%%

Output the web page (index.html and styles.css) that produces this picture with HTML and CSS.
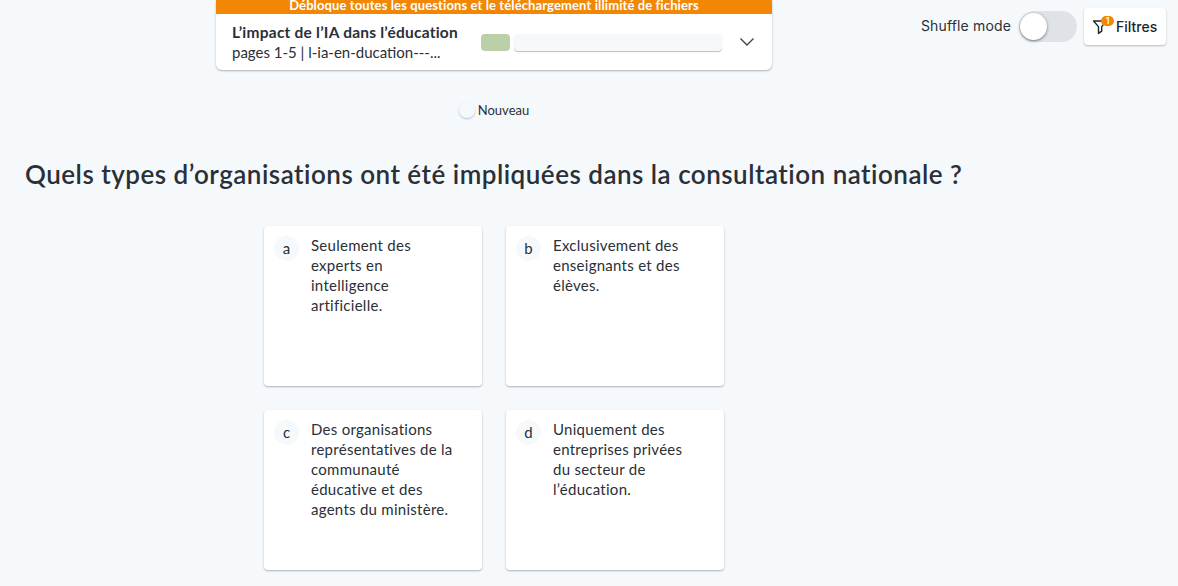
FILE: index.html
```html
<!DOCTYPE html>
<html lang="fr">
<head>
    <meta charset="UTF-8">
    <meta name="viewport" content="width=device-width, initial-scale=1.0">
    <title>Quiz</title>
    <link rel="stylesheet" href="styles.css">
</head>
<body>
    <div class="page">
        <!-- Colonne principale -->
        <div class="main">
            <div class="doc-card">
                <div class="banner">Débloque toutes les questions et le téléchargement illimité de fichiers</div>
                <div class="doc-body">
                    <div class="doc-text">
                        <div class="doc-title">L’impact de l’IA dans l’éducation</div>
                        <div class="doc-sub">pages 1-5 | l-ia-en-ducation---...</div>
                    </div>
                    <div class="progress-done"></div>
                    <div class="progress-rest"></div>
                    <svg class="chevron" width="16" height="10" viewBox="0 0 16 10" fill="none">
                        <path d="M1.5 1.5L8 8L14.5 1.5" stroke="#3d4650" stroke-width="1.4"/>
                    </svg>
                </div>
            </div>

            <div class="status">
                <span class="status-dot"></span>
                <span>Nouveau</span>
            </div>

            <h1 class="question">Quels types d’organisations ont été impliquées dans la consultation nationale ?</h1>

            <div class="answers">
                <div class="answer">
                    <span class="letter">a</span>
                    <p>Seulement des experts en intelligence artificielle.</p>
                </div>
                <div class="answer">
                    <span class="letter">b</span>
                    <p>Exclusivement des enseignants et des élèves.</p>
                </div>
                <div class="answer">
                    <span class="letter">c</span>
                    <p>Des organisations représentatives de la communauté éducative et des agents du ministère.</p>
                </div>
                <div class="answer">
                    <span class="letter">d</span>
                    <p>Uniquement des entreprises privées du secteur de l’éducation.</p>
                </div>
            </div>
        </div>

        <!-- Options -->
        <div class="controls">
            <span class="shuffle-label">Shuffle mode</span>
            <div class="toggle"><span class="knob"></span></div>
            <button class="filter-btn">
                <span class="filter-icon">
                    <svg width="16" height="17" viewBox="0 0 16 17" fill="none">
                        <path d="M1.5 3H14.5L9.7 8.6V13.2L6.5 15.4V8.6Z" stroke="#20262c" stroke-width="1.4" stroke-linejoin="round"/>
                    </svg>
                    <span class="badge">1</span>
                </span>
                Filtres
            </button>
        </div>
    </div>
</body>
</html>
```

FILE: styles.css
```css
* {
    box-sizing: border-box;
}

body {
    font-family: "Lato", "Noto Sans", sans-serif;
    background-color: #f5f9fc;
    color: #2a3037;
    margin: 0;
    height: 586px;
    overflow: hidden;
}

.page {
    display: flex;
    justify-content: space-between;
}

.main {
    width: 988px;
    flex-shrink: 0;
    margin-right: -100px;
}

.doc-card {
    width: 556px;
    margin: 0 auto;
    background-color: #fff;
    border-radius: 0 0 6px 6px;
    box-shadow: 0 1px 2px rgba(60, 70, 90, 0.4);
    overflow: hidden;
}

.banner {
    height: 14px;
    background-color: #f28705;
    color: #fff;
    font-size: 13px;
    font-weight: 700;
    letter-spacing: 0.11px;
    line-height: 11px;
    text-align: center;
    white-space: nowrap;
}

.doc-body {
    height: 56px;
    display: flex;
    align-items: center;
    padding: 0 17px 0 16px;
}

.doc-text {
    width: 249px;
    flex-shrink: 0;
    white-space: nowrap;
}

.doc-title {
    font-size: 15.5px;
    font-weight: 700;
    letter-spacing: 0.23px;
    line-height: 20px;
}

.doc-sub {
    font-size: 15px;
    line-height: 20px;
}

.progress-done {
    width: 29px;
    height: 17px;
    background-color: #bbd0a8;
    border-radius: 4px;
}

.progress-rest {
    width: 208px;
    height: 17px;
    margin-left: 4px;
    background-color: #f5f9fc;
    border-radius: 4px;
    box-shadow: 0 1px 1px rgba(60, 70, 90, 0.35);
}

.chevron {
    margin-left: auto;
}

.status {
    display: flex;
    justify-content: center;
    align-items: center;
    gap: 3px;
    margin-top: 31px;
    height: 18px;
    font-size: 13px;
}

.status-dot {
    width: 16px;
    height: 16px;
    border-radius: 50%;
    background-color: #f5f9fc;
    box-shadow: 0 1px 2px rgba(60, 70, 90, 0.3);
}

.question {
    margin: 39px 0 0;
    padding-left: 25px;
    font-size: 26px;
    font-weight: 600;
    letter-spacing: 0.49px;
    line-height: 32px;
    white-space: nowrap;
}

.answers {
    display: grid;
    grid-template-columns: 218px 218px;
    grid-template-rows: 160px 160px;
    gap: 24px;
    justify-content: center;
    margin-top: 36px;
}

.answer {
    display: flex;
    background-color: #fff;
    border-radius: 4px;
    box-shadow: 0 1px 2px rgba(60, 70, 90, 0.4);
    padding: 10px 23px 0 10px;
}

.letter {
    width: 25px;
    height: 25px;
    flex-shrink: 0;
    border-radius: 50%;
    background-color: #f5f9fc;
    font-size: 15px;
    line-height: 25px;
    text-align: center;
}

.answer p {
    margin: -1px 0 0 12px;
    font-size: 15px;
    letter-spacing: 0.27px;
    line-height: 20px;
}

.controls {
    flex-shrink: 0;
    display: flex;
    align-items: center;
    height: 37px;
    margin-top: 8px;
    padding-right: 12px;
}

.shuffle-label {
    font-family: "Inter", sans-serif;
    font-size: 14px;
    letter-spacing: 0.15px;
    line-height: 35px;
    height: 37px;
    white-space: nowrap;
}

.toggle {
    position: relative;
    width: 58px;
    height: 31px;
    margin-left: 8px;
    border-radius: 16px;
    background-color: #dfe3e7;
}

.knob {
    position: absolute;
    left: 1px;
    top: 2px;
    width: 27px;
    height: 27px;
    border-radius: 50%;
    background-color: #fff;
    box-shadow: 0 1px 3px rgba(0, 0, 0, 0.5);
}

.filter-btn {
    display: flex;
    align-items: center;
    gap: 8px;
    width: 82px;
    height: 37px;
    margin-left: 7px;
    padding: 0 8px;
    border: none;
    border-radius: 4px;
    background-color: #fff;
    box-shadow: 0 1px 2px rgba(60, 70, 90, 0.35);
    color: #20262c;
    font-family: "Inter", sans-serif;
    font-size: 14px;
    font-weight: 500;
}

.filter-icon {
    position: relative;
    display: flex;
}

.badge {
    position: absolute;
    left: 9px;
    top: -2px;
    width: 13px;
    height: 10px;
    border-radius: 5px;
    background-color: #f28705;
    color: #fff;
    font-size: 9px;
    line-height: 10px;
    text-align: center;
}
```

%%

Exercise description: Make an exact reproduction of the listing above, without any pictures.

Answer to this task:
Output the web page (index.html and styles.css) that produces this picture with HTML and CSS.
FILE: index.html
```html
<!DOCTYPE html>
<html lang="fr">
<head>
    <meta charset="UTF-8">
    <meta name="viewport" content="width=device-width, initial-scale=1.0">
    <title>Quiz</title>
    <link rel="stylesheet" href="styles.css">
</head>
<body>
    <div class="page">
        <!-- Colonne principale -->
        <div class="main">
            <div class="doc-card">
                <div class="banner">Débloque toutes les questions et le téléchargement illimité de fichiers</div>
                <div class="doc-body">
                    <div class="doc-text">
                        <div class="doc-title">L’impact de l’IA dans l’éducation</div>
                        <div class="doc-sub">pages 1-5 | l-ia-en-ducation---...</div>
                    </div>
                    <div class="progress-done"></div>
                    <div class="progress-rest"></div>
                    <svg class="chevron" width="16" height="10" viewBox="0 0 16 10" fill="none">
                        <path d="M1.5 1.5L8 8L14.5 1.5" stroke="#3d4650" stroke-width="1.4"/>
                    </svg>
                </div>
            </div>

            <div class="status">
                <span class="status-dot"></span>
                <span>Nouveau</span>
            </div>

            <h1 class="question">Quels types d’organisations ont été impliquées dans la consultation nationale ?</h1>

            <div class="answers">
                <div class="answer">
                    <span class="letter">a</span>
                    <p>Seulement des experts en intelligence artificielle.</p>
                </div>
                <div class="answer">
                    <span class="letter">b</span>
                    <p>Exclusivement des enseignants et des élèves.</p>
                </div>
                <div class="answer">
                    <span class="letter">c</span>
                    <p>Des organisations représentatives de la communauté éducative et des agents du ministère.</p>
                </div>
                <div class="answer">
                    <span class="letter">d</span>
                    <p>Uniquement des entreprises privées du secteur de l’éducation.</p>
                </div>
            </div>
        </div>

        <!-- Options -->
        <div class="controls">
            <span class="shuffle-label">Shuffle mode</span>
            <div class="toggle"><span class="knob"></span></div>
            <button class="filter-btn">
                <span class="filter-icon">
                    <svg width="16" height="17" viewBox="0 0 16 17" fill="none">
                        <path d="M1.5 3H14.5L9.7 8.6V13.2L6.5 15.4V8.6Z" stroke="#20262c" stroke-width="1.4" stroke-linejoin="round"/>
                    </svg>
                    <span class="badge">1</span>
                </span>
                Filtres
            </button>
        </div>
    </div>
</body>
</html>
```

FILE: styles.css
```css
* {
    box-sizing: border-box;
}

body {
    font-family: "Lato", "Noto Sans", sans-serif;
    background-color: #f5f9fc;
    color: #2a3037;
    margin: 0;
    height: 586px;
    overflow: hidden;
}

.page {
    display: flex;
    justify-content: space-between;
}

.main {
    width: 988px;
    flex-shrink: 0;
    margin-right: -100px;
}

.doc-card {
    width: 556px;
    margin: 0 auto;
    background-color: #fff;
    border-radius: 0 0 6px 6px;
    box-shadow: 0 1px 2px rgba(60, 70, 90, 0.4);
    overflow: hidden;
}

.banner {
    height: 14px;
    background-color: #f28705;
    color: #fff;
    font-size: 13px;
    font-weight: 700;
    letter-spacing: 0.11px;
    line-height: 11px;
    text-align: center;
    white-space: nowrap;
}

.doc-body {
    height: 56px;
    display: flex;
    align-items: center;
    padding: 0 17px 0 16px;
}

.doc-text {
    width: 249px;
    flex-shrink: 0;
    white-space: nowrap;
}

.doc-title {
    font-size: 15.5px;
    font-weight: 700;
    letter-spacing: 0.23px;
    line-height: 20px;
}

.doc-sub {
    font-size: 15px;
    line-height: 20px;
}

.progress-done {
    width: 29px;
    height: 17px;
    background-color: #bbd0a8;
    border-radius: 4px;
}

.progress-rest {
    width: 208px;
    height: 17px;
    margin-left: 4px;
    background-color: #f5f9fc;
    border-radius: 4px;
    box-shadow: 0 1px 1px rgba(60, 70, 90, 0.35);
}

.chevron {
    margin-left: auto;
}

.status {
    display: flex;
    justify-content: center;
    align-items: center;
    gap: 3px;
    margin-top: 31px;
    height: 18px;
    font-size: 13px;
}

.status-dot {
    width: 16px;
    height: 16px;
    border-radius: 50%;
    background-color: #f5f9fc;
    box-shadow: 0 1px 2px rgba(60, 70, 90, 0.3);
}

.question {
    margin: 39px 0 0;
    padding-left: 25px;
    font-size: 26px;
    font-weight: 600;
    letter-spacing: 0.49px;
    line-height: 32px;
    white-space: nowrap;
}

.answers {
    display: grid;
    grid-template-columns: 218px 218px;
    grid-template-rows: 160px 160px;
    gap: 24px;
    justify-content: center;
    margin-top: 36px;
}

.answer {
    display: flex;
    background-color: #fff;
    border-radius: 4px;
    box-shadow: 0 1px 2px rgba(60, 70, 90, 0.4);
    padding: 10px 23px 0 10px;
}

.letter {
    width: 25px;
    height: 25px;
    flex-shrink: 0;
    border-radius: 50%;
    background-color: #f5f9fc;
    font-size: 15px;
    line-height: 25px;
    text-align: center;
}

.answer p {
    margin: -1px 0 0 12px;
    font-size: 15px;
    letter-spacing: 0.27px;
    line-height: 20px;
}

.controls {
    flex-shrink: 0;
    display: flex;
    align-items: center;
    height: 37px;
    margin-top: 8px;
    padding-right: 12px;
}

.shuffle-label {
    font-family: "Inter", sans-serif;
    font-size: 14px;
    letter-spacing: 0.15px;
    line-height: 35px;
    height: 37px;
    white-space: nowrap;
}

.toggle {
    position: relative;
    width: 58px;
    height: 31px;
    margin-left: 8px;
    border-radius: 16px;
    background-color: #dfe3e7;
}

.knob {
    position: absolute;
    left: 1px;
    top: 2px;
    width: 27px;
    height: 27px;
    border-radius: 50%;
    background-color: #fff;
    box-shadow: 0 1px 3px rgba(0, 0, 0, 0.5);
}

.filter-btn {
    display: flex;
    align-items: center;
    gap: 8px;
    width: 82px;
    height: 37px;
    margin-left: 7px;
    padding: 0 8px;
    border: none;
    border-radius: 4px;
    background-color: #fff;
    box-shadow: 0 1px 2px rgba(60, 70, 90, 0.35);
    color: #20262c;
    font-family: "Inter", sans-serif;
    font-size: 14px;
    font-weight: 500;
}

.filter-icon {
    position: relative;
    display: flex;
}

.badge {
    position: absolute;
    left: 9px;
    top: -2px;
    width: 13px;
    height: 10px;
    border-radius: 5px;
    background-color: #f28705;
    color: #fff;
    font-size: 9px;
    line-height: 10px;
    text-align: center;
}
```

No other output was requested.